- Keywords: global image texture, generative adversarial networks, Gram matrix
- TL;DR: An empirical study on fake images reveals that texture is an important cue that current fake images differ from real images. Our improved model capturing global texture statistics shows better cross-GAN fake image detection performance.
- Abstract: Now GANs can generate more and more realistic face images that can easily fool human beings. In contrast, a common convolutional neural network(CNN), e.g. ResNet-18, can achieve more than 99.9% accuracy in discerning fake/real faces if training and testing faces are from the same source. In this paper, we performed both human studies and CNN experiments, which led us to two important findings. One finding is that the textures of fake faces are substantially different from real ones. CNNs can capture local image texture information for recognizing fake/real face, while such cues are easily overlooked by humans. The other finding is that global image texture information is more robust to image editing and generalizable to fake faces from different GANs and datasets.

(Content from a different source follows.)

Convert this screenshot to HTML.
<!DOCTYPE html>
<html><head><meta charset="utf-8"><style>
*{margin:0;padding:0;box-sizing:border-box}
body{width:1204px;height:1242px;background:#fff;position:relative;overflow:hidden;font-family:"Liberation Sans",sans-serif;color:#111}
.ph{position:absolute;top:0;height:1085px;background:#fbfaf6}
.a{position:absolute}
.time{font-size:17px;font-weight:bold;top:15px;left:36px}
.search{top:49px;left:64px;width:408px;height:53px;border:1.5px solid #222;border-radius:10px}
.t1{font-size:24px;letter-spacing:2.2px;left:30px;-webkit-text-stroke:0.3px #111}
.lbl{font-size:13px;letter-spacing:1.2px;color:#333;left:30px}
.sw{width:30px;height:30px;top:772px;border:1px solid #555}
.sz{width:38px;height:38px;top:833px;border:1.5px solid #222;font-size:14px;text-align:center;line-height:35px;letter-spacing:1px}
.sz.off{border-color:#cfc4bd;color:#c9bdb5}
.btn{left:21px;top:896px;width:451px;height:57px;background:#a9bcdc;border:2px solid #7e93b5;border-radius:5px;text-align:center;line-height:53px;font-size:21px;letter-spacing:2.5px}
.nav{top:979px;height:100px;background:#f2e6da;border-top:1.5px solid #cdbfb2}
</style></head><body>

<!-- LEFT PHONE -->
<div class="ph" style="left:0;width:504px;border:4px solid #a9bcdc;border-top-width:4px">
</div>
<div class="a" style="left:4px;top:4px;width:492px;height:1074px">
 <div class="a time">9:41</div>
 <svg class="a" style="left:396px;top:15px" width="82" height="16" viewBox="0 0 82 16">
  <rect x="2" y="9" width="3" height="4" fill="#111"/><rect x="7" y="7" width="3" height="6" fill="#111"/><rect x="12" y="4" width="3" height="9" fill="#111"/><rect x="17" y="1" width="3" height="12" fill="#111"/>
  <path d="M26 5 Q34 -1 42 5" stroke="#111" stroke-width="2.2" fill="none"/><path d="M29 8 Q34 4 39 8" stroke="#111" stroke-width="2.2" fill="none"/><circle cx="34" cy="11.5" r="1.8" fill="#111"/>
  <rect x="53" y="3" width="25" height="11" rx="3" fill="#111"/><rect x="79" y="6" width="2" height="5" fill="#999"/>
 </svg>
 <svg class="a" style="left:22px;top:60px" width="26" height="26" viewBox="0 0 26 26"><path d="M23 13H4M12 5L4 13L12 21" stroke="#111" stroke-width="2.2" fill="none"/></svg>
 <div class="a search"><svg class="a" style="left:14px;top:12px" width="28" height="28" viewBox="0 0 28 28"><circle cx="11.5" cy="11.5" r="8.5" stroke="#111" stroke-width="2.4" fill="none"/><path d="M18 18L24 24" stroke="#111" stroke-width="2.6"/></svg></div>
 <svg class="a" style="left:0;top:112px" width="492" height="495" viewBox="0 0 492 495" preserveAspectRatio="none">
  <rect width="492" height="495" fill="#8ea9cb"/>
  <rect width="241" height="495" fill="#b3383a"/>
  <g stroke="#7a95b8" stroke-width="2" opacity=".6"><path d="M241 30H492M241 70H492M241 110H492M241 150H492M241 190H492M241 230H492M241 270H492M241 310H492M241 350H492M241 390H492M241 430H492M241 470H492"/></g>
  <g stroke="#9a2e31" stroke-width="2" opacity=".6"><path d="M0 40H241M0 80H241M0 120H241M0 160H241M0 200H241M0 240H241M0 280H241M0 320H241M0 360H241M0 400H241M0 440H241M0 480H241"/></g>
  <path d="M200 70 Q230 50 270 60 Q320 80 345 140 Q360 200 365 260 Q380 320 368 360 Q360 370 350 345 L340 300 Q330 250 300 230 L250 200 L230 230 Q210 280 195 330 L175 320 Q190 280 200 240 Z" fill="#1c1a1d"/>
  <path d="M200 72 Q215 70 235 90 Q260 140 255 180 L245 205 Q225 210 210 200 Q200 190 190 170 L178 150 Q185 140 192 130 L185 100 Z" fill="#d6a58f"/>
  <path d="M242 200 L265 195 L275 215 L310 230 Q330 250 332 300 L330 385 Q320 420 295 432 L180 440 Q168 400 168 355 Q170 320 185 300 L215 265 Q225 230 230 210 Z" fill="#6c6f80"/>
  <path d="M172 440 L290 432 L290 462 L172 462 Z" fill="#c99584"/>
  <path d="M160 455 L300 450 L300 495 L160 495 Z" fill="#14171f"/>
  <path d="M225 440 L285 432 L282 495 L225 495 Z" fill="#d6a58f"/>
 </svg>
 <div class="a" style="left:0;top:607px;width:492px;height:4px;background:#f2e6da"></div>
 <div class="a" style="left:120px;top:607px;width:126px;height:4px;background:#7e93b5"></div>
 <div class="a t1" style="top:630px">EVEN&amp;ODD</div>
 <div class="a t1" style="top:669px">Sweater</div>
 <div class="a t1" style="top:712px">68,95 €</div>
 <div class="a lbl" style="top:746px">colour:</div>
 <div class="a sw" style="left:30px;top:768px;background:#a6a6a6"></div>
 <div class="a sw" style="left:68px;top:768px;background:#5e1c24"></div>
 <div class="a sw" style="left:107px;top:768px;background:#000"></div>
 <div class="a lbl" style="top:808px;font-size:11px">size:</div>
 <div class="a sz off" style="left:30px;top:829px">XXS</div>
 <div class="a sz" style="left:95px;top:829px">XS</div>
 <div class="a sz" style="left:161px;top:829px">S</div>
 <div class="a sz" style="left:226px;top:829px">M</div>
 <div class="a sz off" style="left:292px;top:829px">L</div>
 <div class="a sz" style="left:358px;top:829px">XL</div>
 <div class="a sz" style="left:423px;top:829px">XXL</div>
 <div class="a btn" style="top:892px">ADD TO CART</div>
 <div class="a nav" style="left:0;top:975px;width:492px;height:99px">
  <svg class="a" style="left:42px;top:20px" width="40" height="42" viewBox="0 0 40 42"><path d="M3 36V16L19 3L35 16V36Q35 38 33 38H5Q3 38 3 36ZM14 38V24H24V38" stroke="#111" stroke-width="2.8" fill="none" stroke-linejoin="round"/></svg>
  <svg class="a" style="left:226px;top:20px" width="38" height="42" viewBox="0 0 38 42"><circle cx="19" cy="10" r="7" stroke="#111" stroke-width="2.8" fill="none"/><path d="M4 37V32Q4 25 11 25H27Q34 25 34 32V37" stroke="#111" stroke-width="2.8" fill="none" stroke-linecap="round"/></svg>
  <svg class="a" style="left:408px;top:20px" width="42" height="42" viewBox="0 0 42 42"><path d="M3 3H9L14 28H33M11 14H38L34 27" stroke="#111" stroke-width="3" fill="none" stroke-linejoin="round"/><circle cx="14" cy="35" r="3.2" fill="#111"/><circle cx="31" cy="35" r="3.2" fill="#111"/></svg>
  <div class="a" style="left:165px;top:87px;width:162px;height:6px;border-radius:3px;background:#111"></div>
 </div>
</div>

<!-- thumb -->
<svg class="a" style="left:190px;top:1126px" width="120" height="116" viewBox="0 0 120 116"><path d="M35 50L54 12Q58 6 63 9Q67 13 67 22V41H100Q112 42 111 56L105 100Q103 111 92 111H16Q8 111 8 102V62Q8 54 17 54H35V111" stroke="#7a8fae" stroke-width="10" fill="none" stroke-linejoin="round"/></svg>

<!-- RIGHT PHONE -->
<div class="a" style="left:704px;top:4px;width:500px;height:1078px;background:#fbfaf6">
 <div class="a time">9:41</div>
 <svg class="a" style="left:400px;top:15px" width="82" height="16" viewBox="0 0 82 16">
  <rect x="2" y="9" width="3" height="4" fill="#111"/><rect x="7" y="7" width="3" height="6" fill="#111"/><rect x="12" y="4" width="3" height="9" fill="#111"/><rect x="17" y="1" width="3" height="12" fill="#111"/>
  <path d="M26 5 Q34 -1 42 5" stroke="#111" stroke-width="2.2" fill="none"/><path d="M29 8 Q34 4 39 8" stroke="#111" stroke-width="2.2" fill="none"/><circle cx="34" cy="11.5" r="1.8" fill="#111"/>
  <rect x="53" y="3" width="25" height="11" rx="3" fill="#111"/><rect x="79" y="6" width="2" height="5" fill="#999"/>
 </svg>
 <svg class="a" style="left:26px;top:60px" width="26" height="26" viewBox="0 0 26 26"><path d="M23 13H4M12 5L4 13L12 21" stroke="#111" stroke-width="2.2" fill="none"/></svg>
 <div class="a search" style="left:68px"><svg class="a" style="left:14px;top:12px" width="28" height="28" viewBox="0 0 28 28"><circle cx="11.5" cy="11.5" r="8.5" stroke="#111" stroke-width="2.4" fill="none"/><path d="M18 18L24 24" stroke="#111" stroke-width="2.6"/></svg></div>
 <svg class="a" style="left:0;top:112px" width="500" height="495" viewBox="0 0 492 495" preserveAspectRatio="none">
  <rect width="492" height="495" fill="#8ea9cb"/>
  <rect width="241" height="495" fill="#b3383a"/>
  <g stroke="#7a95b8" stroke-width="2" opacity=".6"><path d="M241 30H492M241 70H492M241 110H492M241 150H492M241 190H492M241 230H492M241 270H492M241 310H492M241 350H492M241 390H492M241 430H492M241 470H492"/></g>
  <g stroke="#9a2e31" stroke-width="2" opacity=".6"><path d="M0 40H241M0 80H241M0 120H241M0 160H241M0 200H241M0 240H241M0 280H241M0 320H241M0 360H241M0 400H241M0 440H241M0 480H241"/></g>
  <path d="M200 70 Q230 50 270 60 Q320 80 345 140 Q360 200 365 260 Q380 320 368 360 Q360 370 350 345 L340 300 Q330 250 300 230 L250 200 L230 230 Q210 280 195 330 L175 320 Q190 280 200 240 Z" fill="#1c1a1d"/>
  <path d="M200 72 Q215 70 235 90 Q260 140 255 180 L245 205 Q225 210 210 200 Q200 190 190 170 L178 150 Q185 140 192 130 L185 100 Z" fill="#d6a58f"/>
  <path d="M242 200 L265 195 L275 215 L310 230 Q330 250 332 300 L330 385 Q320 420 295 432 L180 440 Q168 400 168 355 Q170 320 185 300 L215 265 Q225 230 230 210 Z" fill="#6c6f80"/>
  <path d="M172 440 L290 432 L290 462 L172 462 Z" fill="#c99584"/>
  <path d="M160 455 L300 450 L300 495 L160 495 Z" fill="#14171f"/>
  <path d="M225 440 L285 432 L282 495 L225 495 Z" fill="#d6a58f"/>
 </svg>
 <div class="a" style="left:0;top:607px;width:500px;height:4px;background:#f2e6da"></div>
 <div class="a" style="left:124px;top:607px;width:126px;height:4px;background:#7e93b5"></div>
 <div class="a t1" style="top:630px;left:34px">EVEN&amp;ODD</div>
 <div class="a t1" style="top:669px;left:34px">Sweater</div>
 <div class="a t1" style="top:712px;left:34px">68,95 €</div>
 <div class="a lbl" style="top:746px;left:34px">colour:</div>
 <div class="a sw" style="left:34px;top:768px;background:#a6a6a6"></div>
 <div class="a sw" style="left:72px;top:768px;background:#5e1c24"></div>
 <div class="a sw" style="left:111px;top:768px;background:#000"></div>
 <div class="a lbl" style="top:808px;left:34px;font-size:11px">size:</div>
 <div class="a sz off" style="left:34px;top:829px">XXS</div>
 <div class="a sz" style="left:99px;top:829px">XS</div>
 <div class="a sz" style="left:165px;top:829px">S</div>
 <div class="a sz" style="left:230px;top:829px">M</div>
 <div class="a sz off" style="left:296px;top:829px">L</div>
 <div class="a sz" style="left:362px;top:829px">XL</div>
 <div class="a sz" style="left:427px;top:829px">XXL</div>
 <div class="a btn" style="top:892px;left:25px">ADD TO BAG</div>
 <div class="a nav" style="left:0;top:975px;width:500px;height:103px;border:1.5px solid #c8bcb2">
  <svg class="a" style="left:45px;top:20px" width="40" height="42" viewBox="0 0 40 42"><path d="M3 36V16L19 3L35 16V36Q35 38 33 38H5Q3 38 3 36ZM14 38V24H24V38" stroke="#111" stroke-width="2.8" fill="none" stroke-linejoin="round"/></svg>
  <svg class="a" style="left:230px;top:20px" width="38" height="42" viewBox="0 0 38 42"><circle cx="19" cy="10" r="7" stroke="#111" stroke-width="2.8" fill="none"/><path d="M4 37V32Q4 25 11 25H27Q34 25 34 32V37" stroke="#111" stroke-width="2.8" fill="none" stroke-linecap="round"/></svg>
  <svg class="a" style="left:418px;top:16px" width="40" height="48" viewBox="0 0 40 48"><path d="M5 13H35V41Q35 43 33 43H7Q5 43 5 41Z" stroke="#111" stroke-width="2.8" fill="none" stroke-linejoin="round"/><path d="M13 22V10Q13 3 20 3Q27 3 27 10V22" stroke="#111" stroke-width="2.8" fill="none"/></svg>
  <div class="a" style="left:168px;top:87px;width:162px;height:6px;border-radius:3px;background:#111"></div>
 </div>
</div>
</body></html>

Based on the above findings, we propose a novel architecture coined as Gram-Net, which incorporates “Gram Block” in multiple semantic levels to extract global image texture representations. Experimental results demonstrate that our Gram-Net performs better than existing approaches for fake face detection. Especially, our Gram-Net is more robust to image editing, e.g. downsampling, JPEG compression, blur, and noise. More importantly, our Gram-Net generalizes significantly better in detecting fake faces from GAN models not seen in the training phase.